Cutting and fashioning fresh sticks from the straight slender branches of the Crows Nest poplars that line the drive was surprisingly therapeutic. I sat in the warm glow of the fire and cut and pared: whittling to a point and paring back ten centimetres from the tip.
Years ago I played with the idea of taking up whittling as a hobby. I forked out $75.00 for a Winchester pocket knife with a bone handle. Razor sharp (the knife, not me), I whittled away happily for all of a few hours in total. Watching telly at my parent-in-laws’, I attempted to whittle at the same time. A bone-deep slash across the pad of my left index finger was enough to convince me to look for a less dangerous pastime.
Bread, baked potatoes and sizzling sausages
I digress. The food was cooked to perfection. If you hadn’t been told, you wouldn’t have guessed that June had cut off a discus wide, centimetre thick slab of charcoaled crust: The base of the loaf this time. My excuse was that the camp oven’s slender legs had sunk up to their bottom into the hot ash. I’ll make sure there’s a gap underneath next time. Well you know how it is – we don’t do this sort of thing that often you know, you know, you know.
June got it right with the potatoes – dull foil surface to the outside.
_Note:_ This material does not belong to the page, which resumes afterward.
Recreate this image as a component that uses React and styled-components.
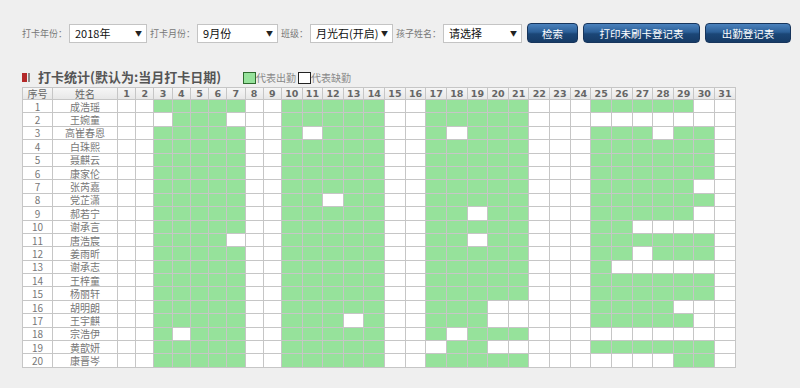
import React from 'react';
import styled, { createGlobalStyle } from 'styled-components';

const GlobalStyle = createGlobalStyle`
  body {
    margin: 0;
    background: #efefef;
    font-family: "Liberation Sans", "Noto Sans CJK SC", sans-serif;
  }
`;

const CJK = '"Noto Sans CJK SC", "Liberation Sans", sans-serif';

const Page = styled.div`
  padding: 23px 0 0 22px;
`;

const Toolbar = styled.div`
  display: flex;
  align-items: center;
  height: 20px;
`;

const Label = styled.span`
  font-family: ${CJK};
  font-size: 9px;
  color: #777;
  margin: 0 2px 0 ${(p) => (p.first ? 0 : 3)}px;
  white-space: nowrap;
`;

const FakeSelect = styled.div`
  box-sizing: border-box;
  width: ${(p) => p.w}px;
  height: 19px;
  display: flex;
  align-items: center;
  justify-content: space-between;
  padding: 0 4px 0 5px;
  background: #fff;
  border: 1px solid #c4c4c4;
  font-family: ${CJK};
  font-size: 11px;
  color: #111;
  white-space: nowrap;

  .arrow {
    font-size: 7px;
    color: #222;
  }
`;

const Button = styled.button`
  box-sizing: border-box;
  width: ${(p) => p.w}px;
  height: 20px;
  margin-left: 5px;
  padding: 0;
  border: 1px solid #17355c;
  border-radius: 4px;
  background: linear-gradient(#4b82bd 0%, #2c5f97 45%, #1b4677 55%, #163b66 100%);
  color: #fff;
  font-family: ${CJK};
  font-size: 10.5px;
  cursor: pointer;
`;

const TitleRow = styled.div`
  display: flex;
  align-items: flex-end;
  margin-top: 23px;
  height: 21px;
`;

const TitleMark = styled.span`
  display: inline-flex;
  align-self: center;
  margin: 2px 8px 0 0;

  &::before {
    content: '';
    width: 5px;
    height: 9px;
    background: #b3292a;
  }
  &::after {
    content: '';
    width: 2px;
    height: 9px;
    margin-left: 1px;
    background: #8a8a8a;
  }
`;

const Title = styled.h2`
  margin: 0;
  font-family: ${CJK};
  font-size: 13px;
  font-weight: bold;
  color: #555;
  line-height: 21px;
`;

const Legend = styled.div`
  display: flex;
  align-items: center;
  margin: 0 0 2px 22px;
  font-family: ${CJK};
  font-size: 10px;
  color: #888;
`;

const Swatch = styled.span`
  box-sizing: border-box;
  width: 13px;
  height: 12px;
  border: 1px solid ${(p) => (p.on ? '#2f6b2f' : '#222')};
  background: ${(p) => (p.on ? '#96e29b' : '#fff')};
  margin-left: ${(p) => (p.on ? 0 : 2)}px;
`;

const Table = styled.table`
  border-collapse: collapse;
  table-layout: fixed;
  width: 713px;
  background: #fff;
  font-family: ${CJK};
  color: #777;

  th, td {
    border: 1px solid #c6c6c6;
    padding: 0;
    text-align: center;
    overflow: hidden;
    white-space: nowrap;
  }
`;

const HeadRow = styled.tr`
  height: 12px;
  background: linear-gradient(#f6f6f6, #e6e6e6);
  line-height: 10px;
`;

const HeadCell = styled.th`
  font-weight: ${(p) => (p.num ? 'bold' : 'normal')};
  font-family: ${(p) => (p.num ? '"DejaVu Sans", sans-serif' : CJK)};
  font-size: ${(p) => (p.num ? 9.5 : 10)}px;
  color: #666;
`;

const BodyRow = styled.tr`
  height: 13.4px;
  line-height: 11px;
`;

const Cell = styled.td`
  background: ${(p) => (p.on ? '#96e29b' : '#fff')};
  font-size: 10px;
`;

const WORK = [3, 4, 5, 6, 7, 10, 11, 12, 13, 14, 17, 18, 19, 20, 21, 25, 26, 27, 28, 29, 30];

const students = [
  ['成浩瑶', [30]],
  ['王婉童', [3, 7, 25, 26, 27, 28, 29, 30]],
  ['高崔春恩', [11, 18, 28]],
  ['白珠熙', []],
  ['聂麒云', []],
  ['康家伦', []],
  ['张芮嘉', [30]],
  ['党芷潇', [12]],
  ['郝若宁', [19, 30]],
  ['谢承言', [27, 28, 29, 30]],
  ['唐浩宸', [7, 19]],
  ['姜雨昕', [27]],
  ['谢承志', [26, 27, 28, 29, 30]],
  ['王梓童', []],
  ['杨丽轩', []],
  ['胡明朗', [20, 21, 29, 30]],
  ['王宇麒', [13, 20, 21, 30]],
  ['宗浩伊', [4, 18, 25, 26, 27, 28, 29, 30]],
  ['黄歆妍', [17, 20, 21]],
  ['康晋岑', [25, 26, 27, 28]],
];

const days = Array.from({ length: 31 }, (_, i) => i + 1);

const App = () => (
  <Page>
    <GlobalStyle />
    <Toolbar>
      <Label first>打卡年份：</Label>
      <FakeSelect w={78}>2018年<span className="arrow">▼</span></FakeSelect>
      <Label>打卡月份：</Label>
      <FakeSelect w={81}>9月份<span className="arrow">▼</span></FakeSelect>
      <Label>班级：</Label>
      <FakeSelect w={83}>月光石(开启)<span className="arrow">▼</span></FakeSelect>
      <Label>孩子姓名：</Label>
      <FakeSelect w={79}>请选择<span className="arrow">▼</span></FakeSelect>
      <Button w={51}>检索</Button>
      <Button w={117}>打印未刷卡登记表</Button>
      <Button w={86}>出勤登记表</Button>
    </Toolbar>

    <TitleRow>
      <TitleMark />
      <Title>打卡统计(默认为:当月打卡日期)</Title>
      <Legend>
        <Swatch on />代表出勤
        <Swatch />代表缺勤
      </Legend>
    </TitleRow>

    <Table>
      <colgroup>
        <col style={{ width: 30 }} />
        <col style={{ width: 65 }} />
        {days.map((d) => (
          <col key={d} style={{ width: d < 10 ? 18.22 : 20.64 }} />
        ))}
      </colgroup>
      <thead>
        <HeadRow>
          <HeadCell>序号</HeadCell>
          <HeadCell>姓名</HeadCell>
          {days.map((d) => (
            <HeadCell key={d} num>{d}</HeadCell>
          ))}
        </HeadRow>
      </thead>
      <tbody>
        {students.map(([name, absent], i) => (
          <BodyRow key={name}>
            <Cell>{i + 1}</Cell>
            <Cell>{name}</Cell>
            {days.map((d) => (
              <Cell key={d} on={WORK.includes(d) && !absent.includes(d)} />
            ))}
          </BodyRow>
        ))}
      </tbody>
    </Table>
  </Page>
);

export default App;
We’ve been caught out there too. Don’t put the shiny side of the foil on the outer – it far too effectively insulates from the heat! These ones were how baked potatoes are meant to be: skins not too thick – crunchy and chewy, and pulpy white flesh.
When it came to heating and crisping the sausages over the fire, I told June to skewer them longways. The sticks, well, the sticks were sticks. They worked okay, although June’s was too thin and bounced about when she put a sausage on the tapered end. I reckon I should look for forked sticks next time. (More whittling therapy?) I’ve used the forked method before (ages ago now). Put the prongs in the side – careful, a sossy can slide off and end up in the fire!
Appetites sated, fire keeping us warm below a cloud-filled, starless night: time for June to truck out her “One dark, stormy night, a gang of robbers sat round a burning fire. And one said, ‘Elga, Elga, tell us a tale.’ So Elga began: ‘One dark, stormy night ……’ ” Said in a different tone of voice each time, it usually takes a while for children to catch on that you’re repeating the lines.
I grunt in weary recognition that we’d yet again reached the limits of our stories by firelight. So a welcome relief when she suggested we sing a few ’rounds’. She chose the first verses of three songs that had been doing the rounds as ’rounds’ and much else besides for forever: ‘Row, row, row the boat’; ‘Frere Jacques, Frere Jacques’; and ‘London’s burning’.
With a bit of focus I managed to come in quite well at the beginnings as she finished singing the first two lines and moved on to the third. I was even allowed to take the lead rowing the boat and burning down London a couple of times!
Goes to show, you can have an experience – and not merely feel burnt out – for a song. You just never know, you know.
That’s all from Little Owl Gully till next Monday. Thanks for your company. Bye for now.